European badger: Digs complicated dens and burrows with their familial group; one of the most social badger species. Depending on location, hibernation may occur.
This is both hysterical and terrifying. Congratulations.
Tried it. Afraid this didn’t happen, and the AI was very clear the phrase is unknown. Maybe I did it wrong or something?
Didn’t work for me. A lot of these ‘gotcha’ AI moments seem to only work for a small percentage of users, before being noticed and fixed. Not including the more frequent examples that are just outright lies, but get upvoted anyway because ‘AI bad’

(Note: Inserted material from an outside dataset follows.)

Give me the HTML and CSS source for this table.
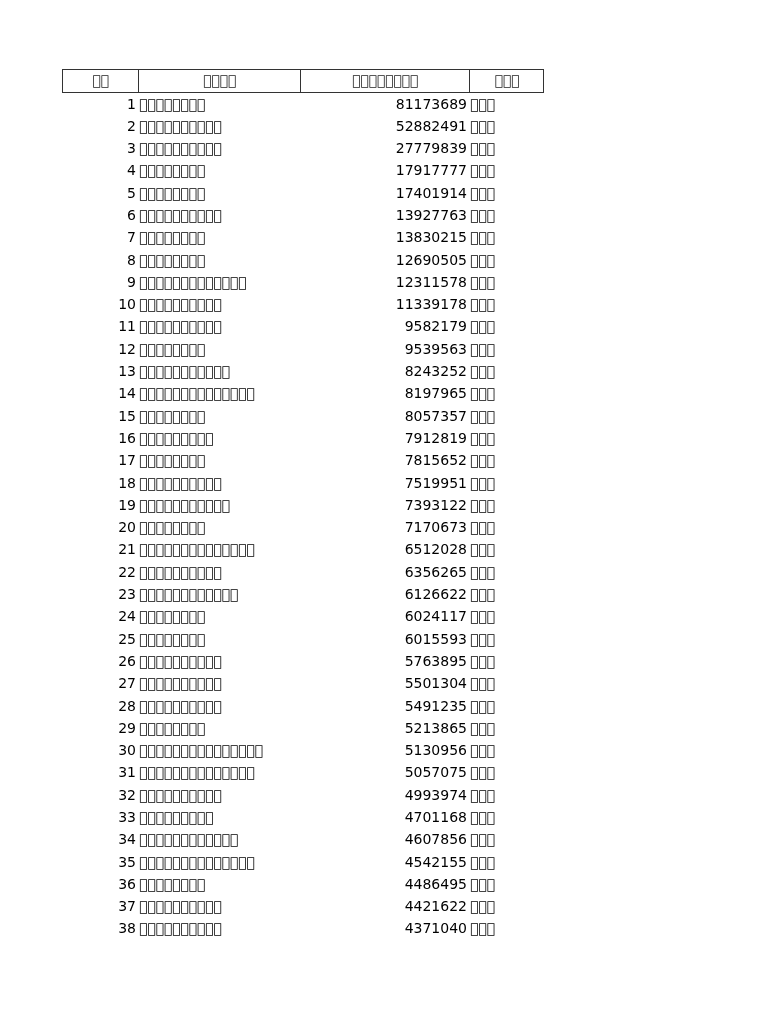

It looks like incognito and adding “meaning AI” really gets it to work just about every time for me
However, “the lost dog can’t lay shingles meaning” didn’t work with or without “AI”, and “the lost dog can’t lay tiles meaning” only worked when adding “AI” to the end
So it’s a gamble on how gibberish you can make it I guess
I found that trying “some-nonsense-phrase meaning” won’t always trigger the idiom interpretation, but you can often change it to something more saying-like.
I also found that trying in incognito mode had better results, so perhaps it’s also affected by your settings. Maybe it’s regional as well, or based on your search result. And, as AI’s non-deterministic, you can’t expect it to always work.
It didn’t work for me. Why not?
Worked for me, but I couldn’t include any names or swearing.
One arm hair in the hand is better than two in the bush
Try this on your friends, make up an idiom, then walk up to them, say it without context, and then say “meaning?” and see how they respond.
Pretty sure most of mine will just make up a bullshit response nd go along with what I’m saying unless I give them more context.
There are genuinely interesting limitations to LLMs and the newer reasoning models, and I find it interesting to see what we can learn from them, this is just ham fisted robo gotcha journalism.
My friends aren’t burning up the planet just to come up with that useless response though.
My friends would probably say something like “I’ve never heard that one, but I guess it means something like …”
The problem is, these LLMs don’t give any indication when they’re making stuff up versus when repeating an incontrovertible truth. Lots of people don’t understand the limitations of things like Google’s AI summary* so they will trust these false answers. Harmless here, but often not.
* I’m not counting the little disclaimer because we’ve been taught to ignore smallprint from being faced with so much of it
My friends would probably say something like “I’ve never heard that one, but I guess it means something like …”
Ok, but the point is that lots of people would just say something and then figure out if it’s right later.
The problem is, these LLMs don’t give any indication when they’re making stuff up versus when repeating an incontrovertible truth. Lots of people don’t understand the limitations of things like Google’s AI summary* so they will trust these false answers. Harmless here, but often not.
Quite frankly, you sound like middle school teachers being hysterical about Wikipedia being wrong sometimes.
LLMs are already being used for policy making, business decisions, software creation and the like. The issue is bigger than summarisers, and “hallucinations” are a real problem when they lead to real decisions and real consequences.
If you can’t imagine why this is bad, maybe read some Kafka or watch some Black Mirror.